A coach can be absolutely correct about what builds a great endurance athlete while being less helpful for someone whose main barrier is simply getting started. A health communicator can be absolutely correct about time-efficient fitness strategies while being wildly incomplete when someone’s goal is performance in a specific sport. And exercise scientists can be absolutely correct about what a study shows while still missing how people will interpret it in the real world.
The goal is to stop pretending we’re all answering the same question (or trying to solve it, for that matter).
Where I Land
If you’re training for general health and you don’t have a ton of time, I’m not going to pretend the ideal plan is the same as an elite athlete’s plan. It’s not. Higher intensity training can be an incredibly time-efficient lever for improving aerobic fitness, metabolic health, and cardiorespiratory capacity.
At the same time, I’m also not going to pretend zone 2 is overrated or irrelevant. It’s foundational, recoverable, and sustainable. For people who can actually accumulate more volume, it becomes a really powerful tool.
What I am going to push back on is the idea that there’s one universal “best” method—and that anyone who prioritizes a different method must be confused or wrong.
Usually, they’re just talking about a different goal.





You are right Brady.
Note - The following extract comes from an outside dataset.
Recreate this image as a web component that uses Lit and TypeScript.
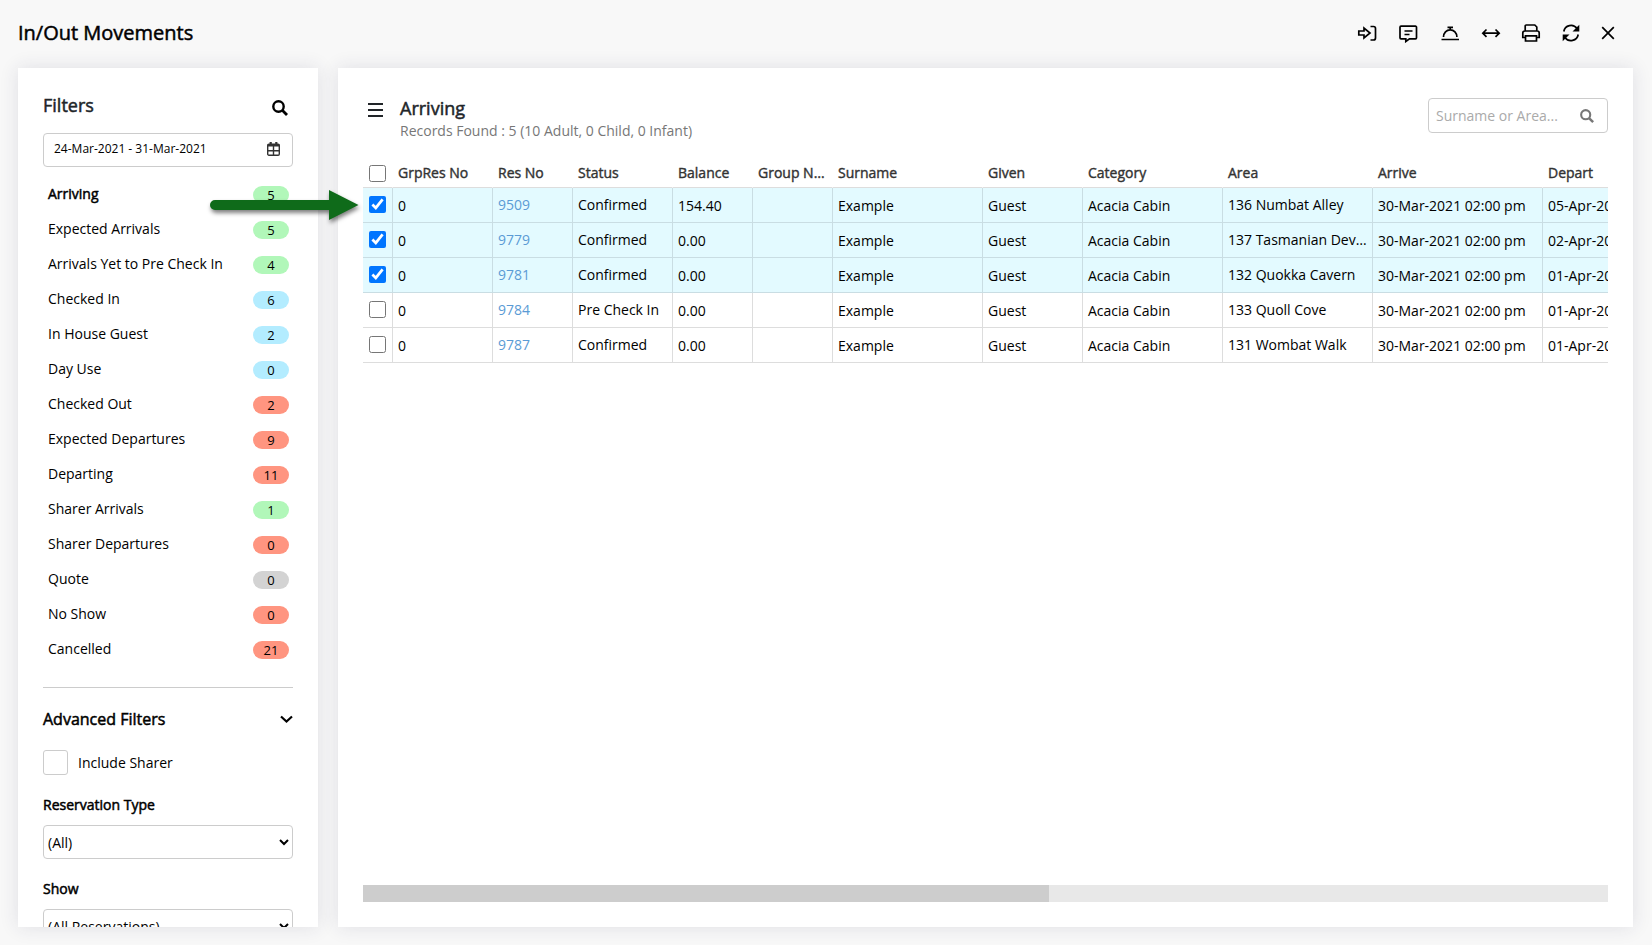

There is no "one size fits all" approach in training and everything is contextual. Now that I have retired from an active job and have no hurry to reach office, I was training in zone 2-3 (spending sufficient time) for Ultra marathon of 50k in hills in North India. While I finished that on 23rd November, the volume of training helped me to transition to a 53-minute 10 k in a race, back in Mumbai at sea level, though I haven't done any interval or tempo runs in the last 3 months.
Thank you Brady! I was hoping someone would finally write this exact post. I have been following these debates for years now thinking: “but you are talking about completely different goals and circumstances!”
This clearheaded post was badly needed. Thanks!